Because he wants to - I think that's enough reason...otherwise, why would anyone do anything at all?!
Additionally, Jordan is the man who gives students an oppotunity to show - he tries to give people a chance...which is more than I can say about many instructors at AIMIUAD who only care about themselves.



January 19, 2006, 11:13 AM

Caveman, your homework is to go look up the term ad hominem and reread the guidelines.



January 19, 2006, 11:25 AM

I think the more appropriate term would be "envious", Caveman. And I can understand someone being envious of Jordan because he is a good guy and a good painter and he does indeed do a lot for other artsts. None of this has anything to do with my take on this batch of pictures or my disappointment that they do not reflect his considerable talent.

You write "Because he wants to - I think that's enough reason...otherwise, why would anyone do anything at all?!" In other words, no one ever does anything but just what they want to do? What kind of utopia do you live in?

Try to reflect on what you write. Simple intemperance doesn't work.



January 19, 2006, 12:00 PM

Great, let's just beat the poor kid into submission.



January 19, 2006, 12:37 PM


Seriously, you call that a beating?



January 19, 2006, 12:46 PM

Let George be avuncular if he wants to, Franklin, but nobody's buying his guilt trip. I expect he knows that.



January 19, 2006, 12:59 PM

Which poor kid, George?

I want to know who to feel sorry for



January 19, 2006, 2:13 PM

I was referring to response #32directed at Caveman Incorporated.
He was just expressing an (emotional) opinion probably shared by several others to shy to post a comment. Maybe he didn't get the wording precisely correct but his idea got across, good enough for me.

Ever notice how the most interesting art generates the most comments?



January 19, 2006, 6:08 PM

Well, if it is good enough for you, George, then it is good enough for you. It was not good enough for me. It was hostile, semiliterate, off the point and broke Franklin's rules. And I was clear where I agreed with him.

I think he will survive.



January 21, 2006, 5:05 PM

I think, jumping on a running train, is always a wrong thing for an Artist to do. If he does that, what I do not know, but what was mentioned here. I miss in his paintings a sort of real subject, it is about almost everything and in the end about nothing. Sometimes it could need a strong paint over destroying, painting everything away, whats not needed for the image. But I refer to that few paintings I saw in the web. Anyway that he works hard, gives hope on development, thats the most important. The new work remainds me a bit on Dubosarsky&Vinogradov, what was a couple of years ago and for me quite boring.


Marc Country

January 22, 2006, 11:51 PM

Why do you have to run everything into the ground and pound it to death?

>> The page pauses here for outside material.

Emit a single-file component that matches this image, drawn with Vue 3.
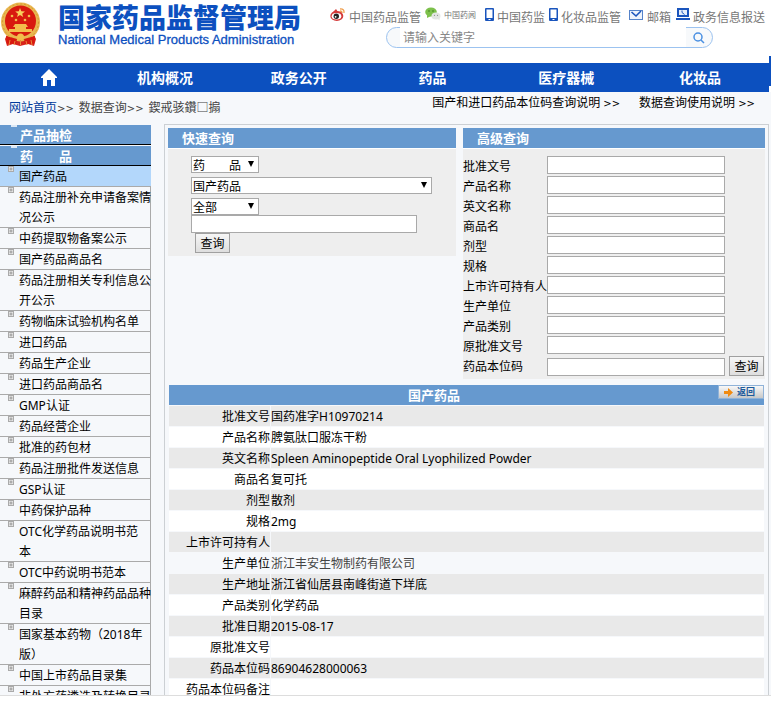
<template>
  <div class="page">
    <header class="header">
      <a class="logo" href="#">
        <svg class="logo__emblem" width="41" height="45" viewBox="0 0 41 45">
          <path d="M7 33 L5 37 L7 44 L13 42 L20 44 L28 42 L34 44 L36 37 L34 33 Z" fill="#d8241c" />
          <circle cx="20.500" cy="20" r="19.500" fill="#e9b64f" />
          <circle cx="20.500" cy="20" r="18" fill="none" stroke="#d29a35" stroke-width="1" stroke-dasharray="2 2" />
          <circle cx="20.500" cy="19" r="15.500" fill="#d8190f" />
          <path d="M20 6 L21.300 9.300 L25 9.500 L22.200 11.700 L23.200 15 L20 13.100 L17 15 L18 11.700 L15.200 9.500 L18.800 9.300 Z" fill="#f8cf5d" />
          <g fill="#f3bd4c">
            <circle cx="12" cy="14" r="1.300" />
            <circle cx="16" cy="18" r="1.300" />
            <circle cx="25" cy="18" r="1.300" />
            <circle cx="29" cy="14" r="1.300" />
            <path d="M15 22 H26 L28 25 H13 Z" />
            <path d="M15 25 H26 V27 H32 V30 H9 V27 H15 Z" />
            <circle cx="20.500" cy="35" r="3.500" />
          </g>
          <path d="M6 34 L17 37 L16 42 L7 42 Z M35 34 L24 37 L25 42 L34 42 Z" fill="#d8190f" />
          <path d="M10 38 L9 43 M15 39 L14 43 M20.500 38 V43 M26 39 L27 43 M31 38 L32 43" stroke="#e98a3c" stroke-width="1" />
        </svg>
        <span class="logo__text">
          <strong class="logo__title">国家药品监督管理局</strong>
          <span class="logo__sub">National Medical Products Administration</span>
        </span>
      </a>

      <div class="tools">
        <div class="tools__links">
          <a class="tool" href="#">
            <svg width="16" height="15" viewBox="0 0 16 15">
              <path d="M10 2 Q14.500 1.500 14 6 M10 4 Q12 4 12 6" fill="none" stroke="#f0a050" stroke-width="1.300" />
              <ellipse cx="6.800" cy="9" rx="6.500" ry="5" fill="#d43a3a" />
              <path d="M2 6 L6 2 L8 5 Z" fill="#d43a3a" />
              <ellipse cx="6.500" cy="9.300" rx="4.800" ry="3.300" fill="#fff" />
              <circle cx="6.300" cy="9.300" r="2.700" fill="#222" />
              <circle cx="5.600" cy="9.800" r="0.900" fill="#fff" />
            </svg>
            <span>中国药品监管</span>
          </a>
          <a class="tool tool--small" href="#">
            <svg width="16" height="15" viewBox="0 0 16 15">
              <ellipse cx="6" cy="5" rx="5.800" ry="4.500" fill="#7cc04b" />
              <path d="M2 8 L2 11 L6 9 Z" fill="#7cc04b" />
              <circle cx="4" cy="4" r="0.800" fill="#3f7a20" />
              <circle cx="8" cy="4" r="0.800" fill="#3f7a20" />
              <ellipse cx="11" cy="9" rx="4.500" ry="3.600" fill="#e3e6e3" />
              <path d="M12 11 L14.500 13.500 L14.500 10 Z" fill="#e3e6e3" />
              <circle cx="9.500" cy="8.300" r="0.600" fill="#888" />
              <circle cx="12.500" cy="8.300" r="0.600" fill="#888" />
            </svg>
            <span>中国药闻</span>
          </a>
          <a class="tool" href="#">
            <svg width="9" height="15" viewBox="0 0 9 15">
              <rect x="0" y="1" width="9" height="13" rx="1" fill="#1a55bd" />
              <rect x="1.500" y="2.500" width="6" height="8.500" fill="#fff" />
              <rect x="3.500" y="12" width="2" height="1" fill="#fff" />
            </svg>
            <span>中国药监</span>
          </a>
          <a class="tool" href="#">
            <svg width="9" height="15" viewBox="0 0 9 15">
              <rect x="0" y="1" width="9" height="13" rx="1" fill="#1a55bd" />
              <rect x="1.500" y="2.500" width="6" height="8.500" fill="#fff" />
              <rect x="3.500" y="12" width="2" height="1" fill="#fff" />
            </svg>
            <span>化妆品监管</span>
          </a>
          <a class="tool tool--mail" href="#">
            <svg width="14" height="15" viewBox="0 0 14 15">
              <rect x="0.500" y="3.500" width="13" height="9" fill="#edf3fc" stroke="#5583c9" />
              <path d="M2.500 5 L7 9 L12 4" fill="none" stroke="#1a55bd" stroke-width="1.600" />
            </svg>
            <span>邮箱</span>
          </a>
          <a class="tool tool--report" href="#">
            <svg width="14" height="15" viewBox="0 0 14 15">
              <rect x="2" y="2" width="10" height="7" fill="#e6effb" stroke="#1a55bd" stroke-width="2" />
              <path d="M6 3.500 V5.500 L8.500 7.500" fill="none" stroke="#1a55bd" />
              <rect x="0" y="11" width="14" height="2" fill="#1a55bd" />
            </svg>
            <span>政务信息报送</span>
          </a>
        </div>
        <form class="search" @submit.prevent>
          <input v-model="keyword" class="search__input" type="text" placeholder="请输入关键字" aria-label="请输入关键字" />
          <button class="search__btn" type="submit" aria-label="搜索">
            <svg width="12" height="12" viewBox="0 0 12 12">
              <circle cx="5" cy="5" r="4" fill="none" stroke="#4a90e2" stroke-width="1.500" />
              <path d="M8 8 L11 11" stroke="#4a90e2" stroke-width="1.500" />
            </svg>
          </button>
        </form>
      </div>
    </header>

    <nav class="nav">
      <a class="nav__home" href="#" aria-label="首页">
        <svg width="16" height="17" viewBox="0 0 16 17">
          <path d="M8 0 L16 8 V9 H14 V17 H10 V11 H6 V17 H2 V9 H0 V8 Z" fill="#fff" />
        </svg>
      </a>
      <a v-for="item in navItems" :key="item" class="nav__item" href="#">{{ item }}</a>
    </nav>

    <div class="content">
      <div class="crumbs">
        <div class="crumbs__path">
          <span><a class="crumbs__home" href="#">网站首页</a><span class="arrows">&gt;&gt;</span></span>
          <span><a href="#">数据查询</a><span class="arrows">&gt;&gt;</span></span>
          <span>鍥戒骇鑽□搧</span>
        </div>
        <div class="crumbs__help">
          <a href="#">国产和进口药品本位码查询说明 <span class="arrows">&gt;&gt;</span></a>
          <a href="#">数据查询使用说明 <span class="arrows">&gt;&gt;</span></a>
        </div>
      </div>

      <div class="columns">
        <aside class="side">
          <a v-for="group in groups" :key="group" class="side__group" href="#">{{ group }}</a>
          <ul class="side__list">
            <li
              v-for="(item, i) in sideItems"
              :key="item"
              class="side__item"
              :class="{ 'side__item--active': i === 0 }"
            >
              <svg class="side__icon" width="6" height="6" viewBox="0 0 6 6">
                <rect x="0.500" y="0.500" width="5" height="5" fill="#e4e4e4" stroke="#aaa" />
                <path d="M1.500 3 H4.500 M3 1.500 V4.500" stroke="#999" />
              </svg>
              <a href="#">{{ item }}</a>
            </li>
          </ul>
        </aside>

        <main class="main">
          <div class="forms">
            <section class="panel panel--quick">
              <h2 class="panel__title">快速查询</h2>
              <form class="quick" @submit.prevent>
                <span class="pick">
                  <select aria-label="类别"><option>药　　品</option></select>
                </span>
                <span class="pick pick--wide">
                  <select aria-label="数据库"><option>国产药品</option></select>
                </span>
                <span class="pick pick--last">
                  <select aria-label="范围"><option>全部</option></select>
                </span>
                <input class="field quick__input" type="text" aria-label="关键字" />
                <button class="btn quick__btn" type="submit">查询</button>
              </form>
            </section>

            <section class="panel panel--advanced">
              <h2 class="panel__title">高级查询</h2>
              <form class="advanced" @submit.prevent>
                <div v-for="(name, i) in fields" :key="name" class="advanced__row">
                  <label :for="'field-' + i">{{ name }}</label>
                  <input :id="'field-' + i" class="field" type="text" />
                  <button v-if="i === fields.length - 1" class="btn" type="submit">查询</button>
                </div>
              </form>
            </section>
          </div>

          <table class="result">
            <colgroup>
              <col class="result__names" />
              <col />
            </colgroup>
            <thead>
              <tr>
                <th colspan="2">
                  <div class="result__head">
                    <span class="result__title">国产药品</span>
                    <button class="back" type="button">
                      <svg width="9" height="9" viewBox="0 0 9 9">
                        <path d="M0 3 H4 V0 L9 4.500 L4 9 V6 H0 Z" fill="#f08a10" />
                      </svg>
                      返回
                    </button>
                  </div>
                </th>
              </tr>
            </thead>
            <tbody>
              <tr v-for="row in rows" :key="row.label" :class="{ linked: row.link }">
                <th scope="row">{{ row.label }}</th>
                <td>
                  <a v-if="row.link" href="#">{{ row.value }}</a>
                  <template v-else>{{ row.value }}</template>
                </td>
              </tr>
            </tbody>
          </table>
        </main>
      </div>
    </div>
  </div>
</template>

<script setup>
import { ref } from 'vue';

const keyword = ref('');

const navItems = ['机构概况', '政务公开', '药品', '医疗器械', '化妆品'];

const groups = ['产品抽检', '药　　品'];

const sideItems = [
  '国产药品',
  '药品注册补充申请备案情\n况公示',
  '中药提取物备案公示',
  '国产药品商品名',
  '药品注册相关专利信息公\n开公示',
  '药物临床试验机构名单',
  '进口药品',
  '药品生产企业',
  '进口药品商品名',
  'GMP认证',
  '药品经营企业',
  '批准的药包材',
  '药品注册批件发送信息',
  'GSP认证',
  '中药保护品种',
  'OTC化学药品说明书范\n本',
  'OTC中药说明书范本',
  '麻醉药品和精神药品品种\n目录',
  '国家基本药物（2018年\n版）',
  '中国上市药品目录集',
  '非处方药遴选及转换目录',
];

const fields = [
  '批准文号',
  '产品名称',
  '英文名称',
  '商品名',
  '剂型',
  '规格',
  '上市许可持有人',
  '生产单位',
  '产品类别',
  '原批准文号',
  '药品本位码',
];

const rows = [
  { label: '批准文号', value: '国药准字H10970214' },
  { label: '产品名称', value: '脾氨肽口服冻干粉' },
  { label: '英文名称', value: 'Spleen Aminopeptide Oral Lyophilized Powder' },
  { label: '商品名', value: '复可托' },
  { label: '剂型', value: '散剂' },
  { label: '规格', value: '2mg' },
  { label: '上市许可持有人', value: '' },
  { label: '生产单位', value: '浙江丰安生物制药有限公司', link: true },
  { label: '生产地址', value: '浙江省仙居县南峰街道下垟底' },
  { label: '产品类别', value: '化学药品' },
  { label: '批准日期', value: '2015-08-17' },
  { label: '原批准文号', value: '' },
  { label: '药品本位码', value: '86904628000063' },
  { label: '药品本位码备注', value: '' },
];
</script>

<style>
body {
  background: #fff;
}
</style>

<style scoped>
.page,
.page * {
  box-sizing: border-box;
}

.page {
  display: flex;
  flex-direction: column;
  height: 100vh;
  padding-bottom: 6px;
  overflow: hidden;
  font-family: "Noto Sans", "Noto Sans CJK SC", sans-serif;
  font-size: 12px;
  line-height: 20px;
  color: #000;
}

a {
  color: inherit;
  text-decoration: none;
}

input,
select,
button {
  font-family: inherit;
  font-size: 12px;
  color: inherit;
  margin: 0;
}

svg {
  display: block;
  flex: none;
}

.arrows {
  font-family: "DejaVu Sans", sans-serif;
  font-size: 10px;
}

/* header */
.header {
  display: flex;
  justify-content: space-between;
  flex: none;
  height: 63px;
}

.logo {
  display: flex;
  gap: 17px;
  padding-top: 2px;
  color: #0c50bf;
  white-space: nowrap;
}

.logo__text {
  display: flex;
  flex-direction: column;
}

.logo__title {
  font-size: 27px;
  font-weight: 900;
  line-height: 32px;
}

.logo__sub {
  font-family: "Liberation Sans", sans-serif;
  font-size: 13px;
  line-height: 12px;
  -webkit-text-stroke: 0.3px #0c50bf;
}

.tools {
  padding: 7px 6px 0 0;
  color: #777;
  white-space: nowrap;
}

.tools__links {
  display: flex;
  gap: 4px;
  height: 20px;
}

.tool {
  display: flex;
  gap: 3px;
}

.tool span {
  line-height: 22px;
}

.tool--small {
  margin-right: 5px;
}

.tool--small span {
  font-size: 8px;
  line-height: 16px;
}

.tool--mail {
  gap: 4px;
  margin-left: 4px;
}

.tool--report {
  margin-left: 1px;
}

.search {
  display: flex;
  width: 327px;
  height: 21px;
  margin-left: 56px;
  border: 1px solid #9cc3f0;
  border-radius: 11px;
  background: #f7f9fb;
}

.search__input {
  flex: 1;
  min-width: 0;
  height: 20px;
  margin: -1px 0 0 13px;
  padding: 0 3px;
  border: 0;
  outline: 0;
  background: #fff;
}

.search__input::placeholder {
  color: #888;
  opacity: 1;
}

.search__btn {
  display: flex;
  align-items: center;
  justify-content: center;
  width: 26px;
  padding: 0;
  border: 0;
  background: none;
}

/* nav */
.nav {
  position: relative;
  display: flex;
  flex: none;
  height: 29px;
  margin-right: 2px;
  padding-right: 2px;
  background: #0c50bf;
  color: #fff;
  font-size: 14px;
  font-weight: bold;
  line-height: 30px;
}

/* edge of the drop-down layer beside the bar */
.nav::after {
  content: '';
  position: absolute;
  top: -7px;
  right: -2px;
  width: 2px;
  height: 30px;
  background: #0c50bf;
}

.nav__home {
  display: flex;
  align-items: center;
  justify-content: center;
  width: 98px;
}

.nav__item {
  flex: 1;
  text-align: center;
}

/* content */
.content {
  display: flex;
  flex-direction: column;
  flex: 1;
  min-height: 0;
  overflow: hidden;
  background: #f6f8fb;
  border-bottom: 1px solid #ddd;
}

.crumbs {
  display: flex;
  justify-content: space-between;
  flex: none;
  height: 32px;
  padding: 0 16px 0 9px;
  white-space: nowrap;
}

.crumbs__path {
  display: flex;
  gap: 5px;
  padding-top: 6px;
  color: #444;
}

.crumbs__home {
  color: #003a9b;
}

.crumbs__help {
  display: flex;
  gap: 19px;
  padding-top: 1px;
}

.columns {
  display: flex;
  gap: 13px;
  flex: 1;
  min-height: 0;
}

/* sidebar */
.side {
  flex: none;
  width: 151px;
  padding-top: 1px;
}

.side__group {
  display: block;
  height: 20px;
  margin-bottom: 1px;
  padding-left: 20px;
  background: #6699cf linear-gradient(#dce8f5, #dce8f5) 11px 0 / 6px 2px no-repeat;
  border-bottom: 1px solid #000;
  color: #fff;
  font-size: 13px;
  font-weight: bold;
}

.side__group:last-of-type {
  margin-bottom: 0;
}

.side__list {
  margin: 0;
  padding: 0;
  list-style: none;
}

.side__item {
  display: flex;
  gap: 5px;
  padding-left: 8px;
  border-bottom: 1px solid #aaa;
  box-shadow: inset -1px 0 #aaa;
  white-space: pre;
}

.side__item a {
  margin-bottom: -1px;
  padding-top: 1px;
}

.side__item--active {
  background: #b3d7fb;
  box-shadow: none;
}

/* main */
.main {
  flex: 1;
  min-width: 0;
  margin-right: 2px;
  padding: 3px 3px 0;
  border: 1px solid #ccd0d4;
  border-bottom: 0;
}

.forms {
  display: flex;
  align-items: flex-start;
  gap: 7px;
  margin-bottom: 5px;
}

.panel {
  background: #eee;
}

.panel--quick {
  flex: 288;
}

.panel--advanced {
  flex: 302;
}

.panel__title {
  height: 21px;
  margin: 0;
  padding-left: 14px;
  background: #6699cf;
  border-bottom: 1px solid #fff;
  color: #fff;
  font-size: 13px;
  line-height: 20px;
}

.quick {
  display: flex;
  flex-direction: column;
  align-items: flex-start;
  padding: 7px 23px 3px;
}

.pick {
  position: relative;
  width: 68px;
  height: 17px;
  margin-bottom: 4px;
}

.pick--wide {
  width: 241px;
}

.pick--last {
  margin-bottom: 0;
}

.pick::after {
  content: '';
  position: absolute;
  top: 5px;
  right: 5px;
  border: solid transparent;
  border-width: 6px 3px 0;
  border-top-color: #000;
  pointer-events: none;
}

.pick select {
  display: block;
  width: 100%;
  height: 17px;
  padding: 1px 0 0 1px;
  appearance: none;
  border: 1px solid #a9a9a9;
  border-radius: 0;
  background: #fff;
  line-height: 15px;
}

.field {
  height: 18px;
  padding: 0 2px;
  border: 1px solid #a9a9a9;
  background: #fff;
}

.quick__input {
  width: 226px;
}

.btn {
  width: 35px;
  height: 20px;
  padding: 1px 0 0;
  border: 1px solid #a0a0a0;
  background: linear-gradient(#f6f6f6, #dedede);
  line-height: 17px;
}

.quick__btn {
  margin-left: 4px;
}

.advanced {
  padding: 7px 1px 3px 0;
}

.advanced__row {
  display: flex;
  height: 20px;
}

.advanced__row label {
  flex: none;
  width: 84px;
  padding-top: 1px;
}

.advanced__row .field {
  flex: none;
  width: 178px;
}

.advanced__row:last-child .field {
  align-self: flex-end;
}

.advanced__row .btn {
  margin-left: 4px;
}

/* result table */
.result {
  width: 100%;
  table-layout: fixed;
  border-collapse: separate;
  border-spacing: 1px;
}

.result__names {
  width: 101px;
}

.result th,
.result td {
  height: 20px;
  padding: 0;
}

.result thead th {
  background: #6699cf;
  color: #fff;
  font-size: 13px;
}

.result__head {
  display: flex;
}

.result__title {
  flex: 1;
}

.back {
  display: flex;
  align-items: center;
  gap: 4px;
  width: 46px;
  height: 14px;
  margin-left: 19px;
  padding: 0 0 0 5px;
  border: 1px solid #8fb2d8;
  background: linear-gradient(#f8f8f8, #c8c8c8);
  color: #1c5a9c;
  font-size: 9px;
  font-weight: bold;
  line-height: 12px;
  white-space: nowrap;
}

.result tbody th,
.result tbody td {
  padding-top: 2px;
  line-height: 18px;
}

.result tbody th {
  font-weight: normal;
  text-align: right;
  white-space: nowrap;
}

.result tbody tr:nth-child(odd) > * {
  background: #e9e9e9;
}

.result tbody tr:nth-child(even) > * {
  background: #fff;
}

.result tbody tr.linked > * {
  background: none;
}

.linked td {
  color: #444;
}
</style>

Because we want to, silly... After all, why else would anyone do anything, right?

Ever notice how the most interesting art generates the most comments?

No... I think I may have noticed the opposite though... Honestly, I don't think any work has gotten more comments here than R. Mutt's ****** has, and as far as "art" is concerned, that's about as far from interesting as it gets.

At most, it would be fair to say that the most comment-generating art generates the most comments... but of course, that's not saying much.



January 23, 2006, 12:08 AM

Very good, Marc.

••••• indeed. Or, as they say in the comix: #$%@&



January 25, 2006, 4:53 AM

Massengail needs to quit painting beecause he is to traditionist.



January 26, 2006, 11:44 AM

I'll tell you Jordan, the work smells sweet. Jordan focused is a force unrivaled. Frankly, the focus he appears to have garnered in this recent batch of paintings reads as swirling thoughts/visions actualized onto canvas. Bravo. Better than having them paralyze the work for lack of decision. Does anyone think the paintings are funny?Can we discuss this. What is that blue thing/form? If all that is happening within the picture frame-lord only knows what's going on outside of it-what a circus. Not only can Jordan paint like an angel, but a devil as well.

I am trying to understand Bitchen's last comment but "bee"cause is very distracting. What do you suggest he should do instead of painting? Rugby.